87. Nemo debet bis vexari pro una et eadem causa – It means no man shall be punished twice for the same offence.

88. Nemo debet esse judex in propria causa or Nemo judex in causa sua or Nemo judex in sua causa – Nobody can be the judge in his own case.

89. Nemo moriturus praesumitur mentire – A man will not meet his maker (God) with a lie in his mouth. Or, in other words, ‘no man at the point of death is presumed to lie.’ This maxim is related to dying declaration.

90. Nemo Potest esse tenens et dominus – Nobody can be both a landlord and a tenant of the same property.

91. Nolle prosequi – A formal notice of abandonment by a plaintiff or prosecutor of all or part of a suit.

92. Novation – Transaction in which a new contract is agreed by all parties to replace an existing contract.

93. Nullum crimen sine lege, nulla poena sine lege – There must be no crime or punishment except in accordance with fixed, predetermined law. In other words, there must be no punishment without law.
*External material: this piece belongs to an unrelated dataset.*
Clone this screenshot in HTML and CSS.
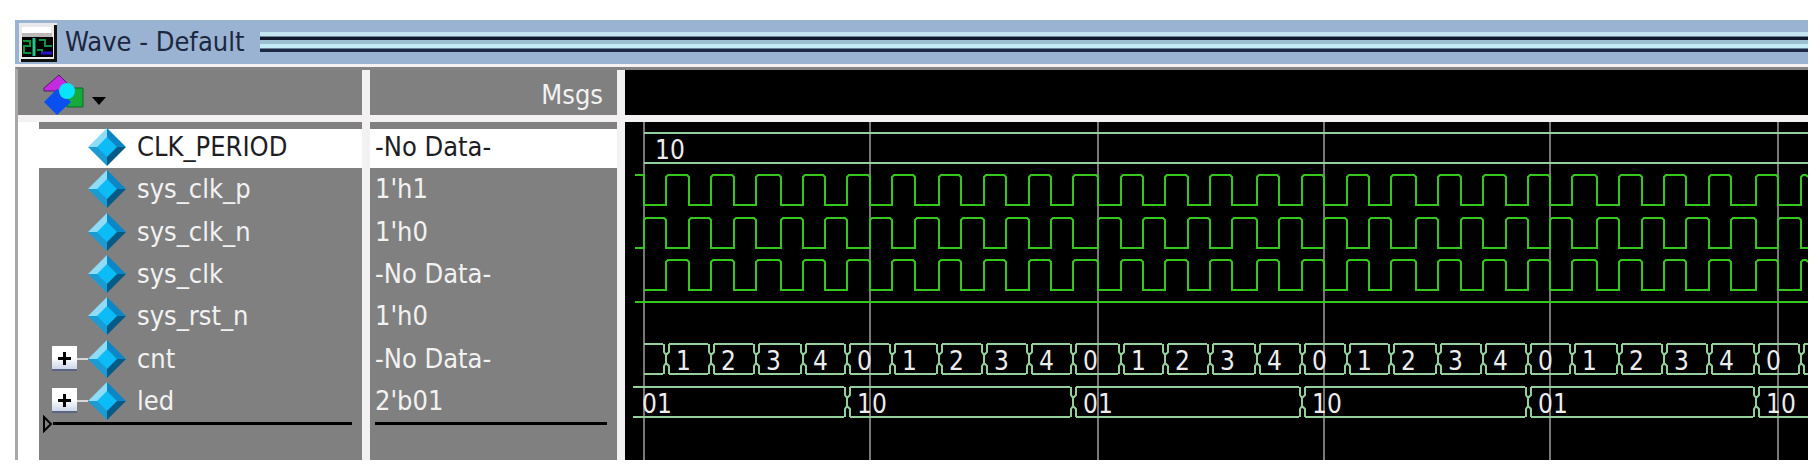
FILE: index.html
```html
<!DOCTYPE html>
<html lang="en">
<head>
<meta charset="utf-8">
<title>Wave - Default</title>
<link rel="stylesheet" href="styles.css">
</head>
<body>
<main class="window">
  <header class="titlebar">
    <svg class="app-icon" viewBox="0 0 38 39" aria-hidden="true">
      <path fill="#e9e9ec" d="M0 0h38v39H0z"/>
      <path fill="#111" d="M35 2h3v37H2v-3h33z"/>
      <path fill="#fff" d="M3 4h29v6H3z"/>
      <path fill="#bdb8b8" d="M3 10h30v4H3z"/>
      <path fill="#000" d="M3 14h31v20H3z"/>
      <path fill="none" stroke="#12913f" stroke-width="2" d="M4 18h7v5H5v7h7M20 17h6v6h7M18 27h5v4"/>
      <path fill="none" stroke="#22c68a" stroke-width="3" d="M15 15v18"/>
      <path fill="none" stroke="#2a14c8" stroke-width="3" d="M22 30h11"/>
    </svg>
    <h1 class="title">Wave - Default</h1>
    <div class="grip"></div>
  </header>
  <div class="panes">
    <section class="pane names">
      <div class="pane-head">
        <button class="format" type="button" aria-label="Format">
          <svg class="format-icon" viewBox="0 0 64 42" aria-hidden="true">
            <path fill="#c32be0" stroke="#5b1670" stroke-width="1" d="M1 14 16 1l9 9-6 7H1z"/>
            <path fill="#16a93c" stroke="#0b6a2a" stroke-width="1" d="M26 14h14v19H24z"/>
            <path fill="#0a4ff0" d="m14 15 14 13-14 13L1 28z"/>
            <circle cx="24" cy="17" r="8" fill="#08e4fa"/>
            <path fill="#000" d="M49 23h14l-7 8z"/>
          </svg>
        </button>
      </div>
      <div class="pane-body">
        <div class="gutter"></div>
        <div class="list">
          <ul class="rows" id="names"></ul>
          <svg class="marker" viewBox="0 0 10 18" aria-hidden="true"><path fill="none" stroke="#000" stroke-width="2" d="M1 2v14l7-7z"/></svg>
          <hr class="end">
        </div>
      </div>
    </section>
    <section class="pane values">
      <div class="pane-head head-right">Msgs</div>
      <div class="pane-body">
        <div class="list">
          <ul class="rows">
            <li class="row selected">-No Data-</li>
            <li class="row">1'h1</li>
            <li class="row">1'h0</li>
            <li class="row">-No Data-</li>
            <li class="row">1'h0</li>
            <li class="row">-No Data-</li>
            <li class="row">2'b01</li>
          </ul>
          <hr class="end">
        </div>
      </div>
    </section>
    <section class="pane waves">
      <div class="pane-head"></div>
      <svg class="chart" id="chart" width="1183" height="338"></svg>
    </section>
  </div>
</main>
<script src="wave.js"></script>
</body>
</html>
```
FILE: styles.css
```css
* { box-sizing: border-box; }
body {
  margin: 0;
  padding: 20px 12px 14px 15px;
  background: #fff;
  color: #f2f2f2;
  font: 27px/32px "DejaVu Sans Condensed", "DejaVu Sans", sans-serif;
}
.window { background: #f3f1f1; }
.titlebar {
  display: flex;
  align-items: center;
  height: 44px;
  padding-left: 4px;
  background: #9ab3d2;
}
.app-icon { width: 38px; height: 39px; flex: none; }
.title {
  margin: 0 16px 0 8px;
  color: #1c2740;
  font-size: 27px;
  font-weight: normal;
  white-space: nowrap;
}
.grip {
  flex: 1;
  height: 20px;
  background: linear-gradient(#c3e6f2 0 4px, #6d8499 4px 5px, #12182e 5px 8px, #9cc0cf 8px 12px, #c3ecf6 12px 16px, #6d8499 16px 17px, #1d2945 17px 20px);
}
.panes {
  display: grid;
  grid-template-columns: 344px 247px 1fr;
  gap: 8px;
  margin-top: 3px;
  border-top: 3px solid #848484;
  border-left: 3px solid #a8a8a8;
}
.pane { display: flex; flex-direction: column; gap: 7px; min-width: 0; }
.pane-head {
  display: flex;
  align-items: center;
  height: 45px;
  padding: 4px 14px 0 25px;
  background: #808080;
}
.head-right { justify-content: flex-end; }
.waves .pane-head { background: #000; }
.pane-body { display: flex; height: 338px; }
.gutter { width: 21px; background: #fff; }
.list { position: relative; flex: 1; padding-top: 4px; background: #808080; }
.rows {
  display: grid;
  grid-auto-rows: 1fr;
  height: 296px;
  margin: 0;
  padding: 0;
  list-style: none;
}
.row { display: flex; align-items: center; padding-left: 5px; white-space: nowrap; }
.selected {
  color: #1d1d24;
  background: linear-gradient(transparent 3px, #fff 3px);
}
.names .row { padding-left: 13px; }
.branch { display: flex; align-items: center; width: 36px; }
.branch::after { content: ""; flex: 1; height: 2px; background: #d8d8d8; }
.branch:empty::after { content: none; }
.expand {
  width: 25px;
  height: 25px;
  padding: 0;
  border: 0;
  border-bottom: 2px solid #5a6684;
  background: linear-gradient(#fff 50%, #ccd6ea);
}
.expand svg, .gem { display: block; }
.gem { width: 38px; height: 38px; margin-right: 11px; }
.format { padding: 0; border: 0; background: none; }
.format-icon { display: block; width: 64px; height: 42px; }
.marker { position: absolute; left: 4px; top: 293px; width: 10px; height: 18px; }
.end { margin: 0 10px 0 5px; border: 0; border-top: 3px solid #000; }
.names .end { margin-left: 14px; }
.chart { display: block; width: 100%; height: 338px; background: #000; }
.chart path { fill: none; stroke-width: 2; }
.chart .cursor { stroke: #777; }
.chart .bus { stroke: #94cf9c; }
.chart .bit { stroke: #35c81c; }
.chart text { fill: #ededed; font-size: 26px; }
```
FILE: wave.js
```js
const names = ["CLK_PERIOD", "sys_clk_p", "sys_clk_n", "sys_clk", "sys_rst_n", "cnt", "led"];
const gem = `<svg class="gem" viewBox="0 0 38 38" aria-hidden="true">
  <path fill="#8fdcf8" d="M19 0v10l-9 9H0z"/><path fill="#0c86c4" d="m19 0 19 19H28l-9-9z"/>
  <path fill="#1b9bd4" d="M0 19h10l9 9v10z"/><path fill="#065a86" d="M38 19 19 38V28l9-9z"/>
  <path fill="#0cbcf6" d="m19 9 10 10-10 10L9 19z"/></svg>`;
document.getElementById("names").innerHTML = names.map((name, i) => {
  const box = i > 4
    ? `<button class="expand" type="button" aria-label="Expand ${name}"><svg viewBox="0 0 25 25" aria-hidden="true"><path fill="none" stroke="#000" stroke-width="3" d="M6 12.500h13M12.500 6v13"/></svg></button>`
    : "";
  return `<li class="row${i ? "" : " selected"}"><span class="branch">${box}</span>${gem}<span>${name}</span></li>`;
}).join("");

/* Half-period edges of the clock, relative to the left side of the wave pane. */
const edges = [19, 41, 64, 86, 109, 131, 156, 178, 200, 222, 245, 267, 290, 314, 336, 359, 381, 404, 426, 448,
  473, 496, 518, 540, 563, 585, 607, 632, 654, 677, 699, 722, 744, 766, 791, 813, 836, 858, 881, 903,
  925, 947, 972, 994, 1017, 1039, 1061, 1084, 1106, 1131, 1153, 1176];
const right = 1183;

function clock(high, low, startsHigh, lead) {
  let up = startsHigh;
  let d = lead ? `M10 ${up ? high : low}H${edges[0]}` : `M${edges[0]} ${low}`;
  edges.forEach((x, i) => {
    if (i || lead) {
      up = !up;
      d += up ? `V${high + 2}l2 -2` : `V${low}`;
    }
    const next = edges[i + 1] || right;
    d += up ? `H${next - 2}l2 2` : `H${next}`;
  });
  return `<path class="bit" d="${d}"/>`;
}

function bus(top, bottom, start, cuts, labels) {
  let d = "";
  let from = start;
  [...cuts, right + 6].forEach((x, i) => {
    const a = i ? from + 3 : from;
    const b = x - 3;
    d += `M${a} ${top}H${b}M${a} ${bottom}H${b}`;
    if (x < right) {
      const upper = top + 8;
      const lower = bottom - 8;
      d += `M${x - 2} ${top}V${upper}L${x} ${upper + 3}V${lower - 3}L${x - 2} ${lower}V${bottom}`
        + `M${x + 3} ${top}V${upper}L${x} ${upper + 3}M${x} ${lower - 3}L${x + 3} ${lower}V${bottom}`;
    }
    from = x;
  });
  return `<path class="bus" d="${d}"/>` + labels.map(([x, t]) => `<text x="${x}" y="${bottom - 4}">${t}</text>`).join("");
}

const cntCuts = edges.filter((x, i) => i % 2);
const cntLabels = cntCuts.slice(0, -1).map((x, i) => [x + 10, (i + 1) % 5]);
const ledCuts = edges.filter((x, i) => i % 10 === 9);
const ledLabels = [[17, "01"], ...ledCuts.map((x, i) => [x + 10, i % 2 ? "01" : "10"])];
document.getElementById("chart").innerHTML =
  `<path class="cursor" d="${edges.filter((x, i) => i % 10 === 0).map(x => `M${x} 0V338`).join("")}"/>` +
  bus(11, 41, 19, [], [[30, "10"]]) +
  clock(53, 83, true, true) +
  clock(96, 126, false, true) +
  clock(138, 168, false, false) +
  `<path class="bit" d="M10 180H${right}"/>` +
  bus(222, 252, 19, cntCuts, cntLabels) +
  bus(265, 295, 8, ledCuts, ledLabels);
```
94. Nunc pro tunc – Now for then. A ruling nunc pro tunc applies retroactively to correct an earlier ruling.

95. Non Sequitur – A statement (such as a response) that does not follow logically from or is not clearly related to anything previously said.

Source: Merriam Webster Dictionary.

96. Obiter dictum – Things said by the way. It is generally used in law to refer to an opinion or non-necessary remark made by a judge. It does not act as a precedent.

In other words, Obiter dictum means “that which is said in passing,” an incidental statement. Specifically, in law, it refers to a passage in a judicial opinion that is not necessary for the decision of the case before the court. Such statements lack the force of precedent but may nevertheless be significant.

Source: Britannica

97. Onus probandi – Burden of proof.

98. Pacta Sunt Servanda – Agreements must be kept. Or Agreements are legally binding.

In international agreements it means ‘every treaty in force is binding upon the parties to it and must be performed by them in good faith.’

99. Pari passu – With an equal step. Read more about it on Wikipedia.

100. Particeps criminis – A participator in the actual crime/partner in crime.